We scheduled the surgery for March 20th, although they had to change the date 3 times giving me 1 month and a half to process it internally and prepare myself psychical and emotionally.
During that period I walked along a road full of doubts and fears. I had to get ready for the most radical alternative and get to be strong since only when I woke up I would know how radical the surgery had been and if I still had my two lungs or only one left. I also knew that they were not going to be able to remove the entire tumor. Given its highly compromised location all around the pulmonary artery and aorta and the risk of death it implied touching that area, they would not be able to remove the tumor completely.
I asked myself many times if I was really determined to make that bet. I meditated a lot, spoke with my family, with my friends, with my doctors, I even visited a “chamana”. I browsed through it thoroughly until I cleared all my doubts. I knew what my reality was, my chances and the cards I had in my hands.

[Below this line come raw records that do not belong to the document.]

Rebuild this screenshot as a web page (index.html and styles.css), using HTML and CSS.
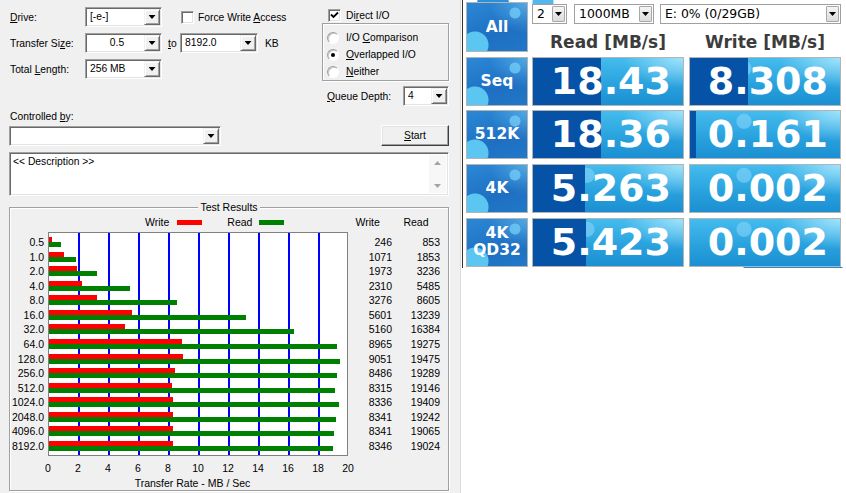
FILE: index.html
```html
<!DOCTYPE html>
<html>
<head>
<meta charset="utf-8">
<link rel="stylesheet" href="styles.css">
</head>
<body>
<div class="screen">
  <div class="atto">
    <div class="top">
      <div class="form">
        <div class="frow">
          <span class="lbl"><u>D</u>rive:</span>
          <div class="combo c77"><span class="cv">[-e-]</span><i class="cb"></i></div>
          <span class="check fwa"></span><span class="ctext">Force Write <u>A</u>ccess</span>
        </div>
        <div class="frow">
          <span class="lbl">Transfer Si<u>z</u>e:</span>
          <div class="combo c77"><span class="cv center">0.5</span><i class="cb"></i></div>
          <span class="to"><u>t</u>o</span>
          <div class="combo c78"><span class="cv">8192.0</span><i class="cb"></i></div>
          <span class="kb">KB</span>
        </div>
        <div class="frow">
          <span class="lbl">Total <u>L</u>ength:</span>
          <div class="combo c77"><span class="cv">256 MB</span><i class="cb"></i></div>
        </div>
      </div>
      <div class="opts">
        <div class="orow">
          <span class="check"><svg width="11" height="11" viewBox="0 0 11 11"><path d="M2 4.5 L4.5 7 L9 2.5" fill="none" stroke="#000" stroke-width="1.8"/></svg></span>
          <span class="ctext">Di<u>r</u>ect I/O</span>
        </div>
        <div class="rgroup">
          <div class="rrow"><span class="radio"></span><span>I/O <u>C</u>omparison</span></div>
          <div class="rrow"><span class="radio on"></span><span><u>O</u>verlapped I/O</span></div>
          <div class="rrow"><span class="radio"></span><span><u>N</u>either</span></div>
        </div>
        <div class="qrow">
          <span><u>Q</u>ueue Depth:</span>
          <div class="combo c46"><span class="cv">4</span><i class="cb"></i></div>
        </div>
      </div>
    </div>
    <div class="ctl-label">Controlled <u>b</u>y:</div>
    <div class="ctl-row">
      <div class="combo c212"><span class="cv"></span><i class="cb"></i></div>
      <div class="btn"><span><u>S</u>tart</span></div>
    </div>
    <div class="desc">
      <div class="desc-text">&lt;&lt; Description &gt;&gt;</div>
      <div class="sbar"><i class="sup"></i><i class="sdown"></i></div>
    </div>
    <div class="results">
      <div class="gtitle">Test Results</div>
      <div class="legend">
        <span class="lg-w">Write</span><i class="sw red"></i>
        <span class="lg-r">Read</span><i class="sw green"></i>
        <span class="hd-w">Write</span><span class="hd-r">Read</span>
      </div>
      <div class="chartrow">
        <div class="ylab">
          <div>0.5</div><div>1.0</div><div>2.0</div><div>4.0</div><div>8.0</div><div>16.0</div><div>32.0</div><div>64.0</div><div>128.0</div><div>256.0</div><div>512.0</div><div>1024.0</div><div>2048.0</div><div>4096.0</div><div>8192.0</div>
        </div>
        <div class="plot">
          <div class="brow"><i class="w" style="width:3px"></i><i class="r" style="width:12px"></i></div>
          <div class="brow"><i class="w" style="width:15px"></i><i class="r" style="width:27px"></i></div>
          <div class="brow"><i class="w" style="width:28px"></i><i class="r" style="width:48px"></i></div>
          <div class="brow"><i class="w" style="width:33px"></i><i class="r" style="width:81px"></i></div>
          <div class="brow"><i class="w" style="width:48px"></i><i class="r" style="width:128px"></i></div>
          <div class="brow"><i class="w" style="width:83px"></i><i class="r" style="width:197px"></i></div>
          <div class="brow"><i class="w" style="width:76px"></i><i class="r" style="width:245px"></i></div>
          <div class="brow"><i class="w" style="width:133px"></i><i class="r" style="width:288px"></i></div>
          <div class="brow"><i class="w" style="width:134px"></i><i class="r" style="width:291px"></i></div>
          <div class="brow"><i class="w" style="width:126px"></i><i class="r" style="width:288px"></i></div>
          <div class="brow"><i class="w" style="width:123px"></i><i class="r" style="width:286px"></i></div>
          <div class="brow"><i class="w" style="width:124px"></i><i class="r" style="width:290px"></i></div>
          <div class="brow"><i class="w" style="width:124px"></i><i class="r" style="width:287px"></i></div>
          <div class="brow"><i class="w" style="width:124px"></i><i class="r" style="width:285px"></i></div>
          <div class="brow"><i class="w" style="width:124px"></i><i class="r" style="width:284px"></i></div>
        </div>
        <div class="nums nw">
          <div>246</div><div>1071</div><div>1973</div><div>2310</div><div>3276</div><div>5601</div><div>5160</div><div>8965</div><div>9051</div><div>8486</div><div>8315</div><div>8336</div><div>8341</div><div>8341</div><div>8346</div>
        </div>
        <div class="nums nr">
          <div>853</div><div>1853</div><div>3236</div><div>5485</div><div>8605</div><div>13239</div><div>16384</div><div>19275</div><div>19475</div><div>19289</div><div>19146</div><div>19409</div><div>19242</div><div>19065</div><div>19024</div>
        </div>
      </div>
      <div class="xlab">
        <span>0</span><span>2</span><span>4</span><span>6</span><span>8</span><span>10</span><span>12</span><span>14</span><span>16</span><span>18</span><span>20</span>
      </div>
      <div class="xtitle">Transfer Rate - MB / Sec</div>
    </div>
  </div>
  <div class="right">
    <div class="cdm">
      <div class="lb all">All</div>
      <div class="topctl">
        <div class="ddrow">
          <div class="dd d35"><span class="dv">2</span><i class="db"></i></div>
          <div class="dd d80"><span class="dv">1000MB</span><i class="db"></i></div>
          <div class="dd d181"><span class="dv">E: 0% (0/29GB)</span><i class="db"></i></div>
        </div>
        <div class="heads"><span class="hr">Read [MB/s]</span><span class="hw">Write [MB/s]</span></div>
      </div>
      <div class="lb">Seq</div>
      <div class="vb" style="--m:68px">18.43</div>
      <div class="vb wcol" style="--m:58px">8.308</div>
      <div class="lb">512K</div>
      <div class="vb" style="--m:68px">18.36</div>
      <div class="vb wcol" style="--m:6px">0.161</div>
      <div class="lb">4K</div>
      <div class="vb" style="--m:52px">5.263</div>
      <div class="vb wcol" style="--m:0px">0.002</div>
      <div class="lb two">4K<br>QD32</div>
      <div class="vb" style="--m:53px">5.423</div>
      <div class="vb wcol" style="--m:0px">0.002</div>
    </div>
  </div>
</div>
</body>
</html>
```
FILE: styles.css
```css
* { box-sizing: border-box; }
html, body { margin: 0; padding: 0; }
body { width: 846px; height: 493px; overflow: hidden; background: #fff; }
.screen { display: flex; width: 846px; height: 493px; }

/* ---------- ATTO ---------- */
.atto {
  width: 460px; height: 493px; flex: none;
  background: #f0f0f0; color: #000;
  font-family: "Liberation Sans", Arial, sans-serif; font-size: 10.3px;
}
.top { display: flex; height: 108px; }
.form { margin-left: 10px; padding-top: 7px; width: 312px; }
.frow { display: flex; align-items: center; height: 20px; margin-bottom: 6px; white-space: nowrap; }
.lbl { width: 75px; flex: none; }

.combo {
  display: flex; align-items: center; height: 20px; flex: none;
  background: #fff; padding: 1px;
  border: 1px solid; border-color: #a0a0a0 #fff #fff #a0a0a0;
  box-shadow: inset 1px 1px #696969, inset -1px -1px #e3e3e3;
}
.c77 { width: 77px; }
.c78 { width: 78px; }
.c46 { width: 46px; }
.c212 { width: 212px; }
.cv { flex: 1; padding-left: 3px; line-height: 16px; white-space: nowrap; overflow: hidden; }
.cv.center { text-align: center; }
.cb {
  width: 16px; height: 16px; flex: none; display: flex; align-items: center; justify-content: center;
  background: #f0f0f0;
  border: 1px solid; border-color: #f0f0f0 #696969 #696969 #f0f0f0;
  box-shadow: inset 1px 1px #fff, inset -1px -1px #a0a0a0;
}
.cb::after { content: ""; width: 7px; height: 4px; background: #000; clip-path: polygon(0 0, 100% 0, 50% 100%); }

.check {
  width: 13px; height: 13px; flex: none; background: #fff; display: flex; align-items: center; justify-content: center;
  border: 1px solid; border-color: #a0a0a0 #fff #fff #a0a0a0;
  box-shadow: inset 1px 1px #696969, inset -1px -1px #e3e3e3;
}
.check svg { display: block; }
.fwa { margin-left: 19px; }
.ctext { margin-left: 4px; }
.to { margin-left: 6px; width: 12px; }
.kb { margin-left: 7px; }

.opts { width: 127px; padding-top: 8px; }
.orow { display: flex; align-items: center; height: 14px; padding-left: 6px; white-space: nowrap; }
.orow .ctext { margin-left: 5px; }
.rgroup {
  margin-top: 1px; height: 58px; padding: 5px 0 0 4px;
  border: 1px solid #a0a0a0; box-shadow: inset 1px 1px #fff, 1px 1px #fff;
}
.rrow { display: flex; align-items: center; height: 17px; white-space: nowrap; }
.radio {
  width: 12px; height: 12px; border-radius: 50%; flex: none; margin-right: 7px;
  background: #fff; border: 1px solid; border-color: #a0a0a0 #fff #fff #a0a0a0;
  box-shadow: inset 1px 1px #c8c8c8; display: flex; align-items: center; justify-content: center;
}
.radio.on::after { content: ""; width: 4px; height: 4px; border-radius: 50%; background: #000; }
.qrow { display: flex; align-items: center; margin-top: 5px; padding-left: 5px; white-space: nowrap; }
.qrow .combo { margin-left: auto; }

.ctl-label { margin-left: 10px; height: 17px; line-height: 18px; }
.ctl-row { display: flex; align-items: flex-start; height: 21px; margin-left: 9px; }
.ctl-row .combo { margin-top: 1px; }
.btn {
  margin-left: 160px; width: 68px; height: 21px; display: flex; align-items: center; justify-content: center;
  background: #f0f0f0;
  border: 1px solid; border-color: #fff #404040 #404040 #fff;
  box-shadow: inset -1px -1px #a0a0a0, inset 1px 1px #e3e3e3;
}
.desc {
  margin: 6px 0 0 9px; width: 440px; height: 44px; display: flex;
  background: #fff; padding: 2px;
  border: 1px solid; border-color: #a0a0a0 #fff #fff #a0a0a0;
  box-shadow: inset 1px 1px #696969, inset -1px -1px #e3e3e3;
}
.desc-text { flex: 1; padding: 1px 0 0 1px; line-height: 12px; }
.sbar { width: 17px; background: #f7f7f7; display: flex; flex-direction: column; justify-content: space-between; align-items: center; padding: 6px 0 5px; }
.sup, .sdown { width: 7px; height: 4px; background: #a3a3a3; }
.sup { clip-path: polygon(50% 0, 100% 100%, 0 100%); }
.sdown { clip-path: polygon(0 0, 100% 0, 50% 100%); }

.results {
  margin: 11px 0 0 9px; width: 440px; height: 284px;
  border: 1px solid #a0a0a0; box-shadow: inset 1px 1px #fff, 1px 1px #fff;
  font-size: 10.5px;
}
.gtitle { display: table; margin: -7px auto 0; padding: 0 2px; background: #f0f0f0; line-height: 13px; }
.legend { display: flex; align-items: center; height: 16px; padding-left: 135px; white-space: nowrap; }
.sw { width: 25px; height: 5px; flex: none; }
.red { background: #f00; margin-left: 8px; }
.green { background: #008000; margin-left: 7px; }
.lg-r { margin-left: 25px; }
.hd-w { margin-left: 71px; width: 48px; }

.chartrow { display: flex; margin-top: 2px; }
.ylab { width: 38px; padding-top: 5px; padding-right: 4px; text-align: right; }
.ylab div, .nums div { height: 14.57px; line-height: 10px; }
.plot {
  width: 300px; height: 224px; padding-top: 4px;
  border: 1px solid #808080;
  background:
    linear-gradient(90deg, #fff 0 1px, transparent 1px) 0 0 / 100% 100% no-repeat,
    linear-gradient(90deg, #00f 0 2px, transparent 2px) 29px 0 / 30px 100% repeat-x,
    #fff;
}
.brow { height: 14.57px; }
.brow i { display: block; height: 5px; }
.brow .w { background: #f00; }
.brow .r { background: #008000; }
.nums { padding-top: 5px; text-align: right; }
.nw { width: 44px; }
.nr { width: 48px; }

.xlab { display: flex; margin: 5px 0 0 23px; height: 14px; line-height: 14px; }
.xlab span { width: 30px; text-align: center; flex: none; }
.xtitle { width: 365px; text-align: center; line-height: 14px; margin-top: 1px; }

/* ---------- CrystalDiskMark ---------- */
.right { flex: 1; border-left: 1px solid #dcdcdc; background: #fff; }
.cdm {
  margin-left: 1px; height: 268px; padding: 2px 0 0 3px;
  border-left: 1px solid #3b3025;
  display: grid; grid-template-columns: 62px 152px 153px; grid-template-rows: 50px repeat(4, 49px);
  column-gap: 4px; row-gap: 4.67px;
  font-family: "DejaVu Sans", Verdana, sans-serif;
  background:
    radial-gradient(circle at 30px 6px, #2e8fd8 0 16px, transparent 17px),
    radial-gradient(circle at 80px 2px, #56b8ea 0 10px, transparent 11px),
    radial-gradient(ellipse 70px 8px at 330px 268px, #1d90d4 0 70%, transparent 72%),
    #fff;
}
.lb {
  border: 1px solid #b4b4b4; display: flex; align-items: center; justify-content: center; text-align: center;
  color: #fff; font-weight: bold; font-size: 15.5px; line-height: 17px;
  background:
    radial-gradient(circle at 8px 42px, #5cc6f2 0 13px, transparent 14px),
    radial-gradient(circle at 48px 10px, rgba(120,210,250,.7) 0 5px, transparent 6px),
    radial-gradient(ellipse at 100% 0, rgba(110,200,245,.6) 0, transparent 45%),
    linear-gradient(160deg, #2b88d6 0%, #1e6fc2 60%, #2178c8 100%);
}
.topctl { grid-column: 2 / 4; }
.ddrow { display: flex; margin-top: 2px; height: 20px; }
.dd {
  display: flex; align-items: center; height: 20px; background: #fff;
  border: 1px solid #a0a0a0; padding: 1px; font-size: 12.4px; color: #000;
}
.d35 { width: 35px; margin-right: 7px; }
.d80 { width: 80px; margin-right: 6px; }
.d181 { width: 181px; }
.dv { flex: 1; padding-left: 3px; line-height: 16px; white-space: nowrap; }
.db {
  width: 13px; height: 16px; flex: none; display: flex; align-items: center; justify-content: center;
  border: 1px solid #a8a8a8; border-radius: 1px;
  background: linear-gradient(#f4f4f4, #dcdcdc);
}
.db::after { content: ""; width: 7px; height: 4px; background: #000; clip-path: polygon(0 0, 100% 0, 50% 100%); }
.heads { display: grid; grid-template-columns: 152px 157px; margin-top: 9px; }
.heads span { text-align: center; font-weight: bold; font-size: 17px; line-height: 18px; color: #3c3c3c; white-space: nowrap; }
.hw { padding-left: 5px; }
.vb {
  border: 1px solid #b4b4b4; color: #fff; font-weight: bold; font-size: 38px; line-height: 47px;
  text-align: right; padding-right: 12px; white-space: nowrap; overflow: hidden;
  background:
    linear-gradient(90deg, #0552a6 0 var(--m), transparent var(--m)),
    radial-gradient(ellipse 60px 30px at 100% 0, rgba(190,240,255,.75) 0, transparent 100%),
    radial-gradient(circle at 36% 22%, rgba(140,215,250,.55) 0 7px, transparent 8px),
    linear-gradient(180deg, #44bcee 0%, #2aa2de 55%, #1b8fd2 100%);
}
.wcol { width: 152px; justify-self: end; }
```
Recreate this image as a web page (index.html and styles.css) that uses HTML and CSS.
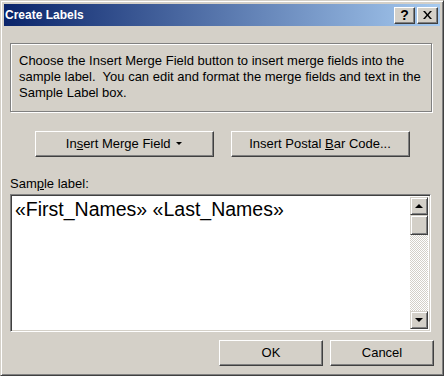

The day I visited the Chamana we worked deeply in all these issues. Shamanism connects with the ancestral and most primitive, with everything that modern society forgot. And in that universe it is said that each person has a power animal. An animal with similar characteristics as oneself acting as a protector and an amplifier of gifts and capabilities. My power animal, the White Dragon, visited us that afternoon and let me know that, if I decided to go through surgery, it would stay with me in the operating room, holding my hand and giving me support. That day of shamanism I cried a lot, tears that cleansed my soul, calming down my fears. It was one of those days in my life in which I deepest felt inner peace. I could feel the warmth of the sun at sunrise caressing my face and I felt connected to the whole universe in deep harmony. I could perceive the love surrounding me and I cried with joy and happiness. The decision was taken. I accepted to be operated. Everything was fine, everything was going to be all right.